Béziers zählt 22 Prozent Arbeitslose. Viele sind Eingewanderte aus dem Maghreb, die heute einen französischen Pass haben. Ein Drittel der Bevölkerung lebt an der Grenze zur Armut.
«Ménards Politik hat zum Ziel, die Armut zu verstecken, die es in Béziers gibt. Es ist vielleicht verletzend, was ich sage, aber so sehe ich es: Robert Ménard will die Armen aus dem Zentrum vertreiben», sagt Françoise Arnaud-Rossignol. Sie ist Sozialistin, sitzt im Gemeinderat der Stadt und in der politischen Opposition.
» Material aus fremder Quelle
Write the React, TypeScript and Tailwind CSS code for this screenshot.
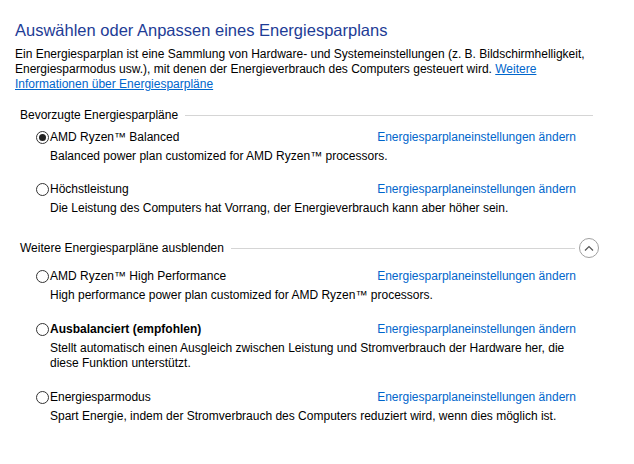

Der Traum von der guten alten Zeit
Aber nun sitzt sie in einem Bistrot, dessen Fassade ebenfalls gerade aufgefrischt wird, wie sie ironisch anmerkt. Eine traditionell konservative, französische Mittelklasse habe Ménard ins Bürgermeisteramt gewählt, sagt Françoise Arnaud-Rossignol, nicht nur die extreme, patriotische Rechte. «Ménard knüpft an seine eigene Jugend an und lässt einen Teil der Bevölkerung träumen, von jener Zeit, als Béziers grosse Feste feierte. Das wünschen sich viele Leute zurück.»
Wenig später marschiert eine Hundertschaft jener Mittelklasse ins Zentrum, denen Ménard in erster Linie dienen will. Der Bürgermeister hat sein Volk gerufen, um anzustossen, auf drei Jahre Amtszeit.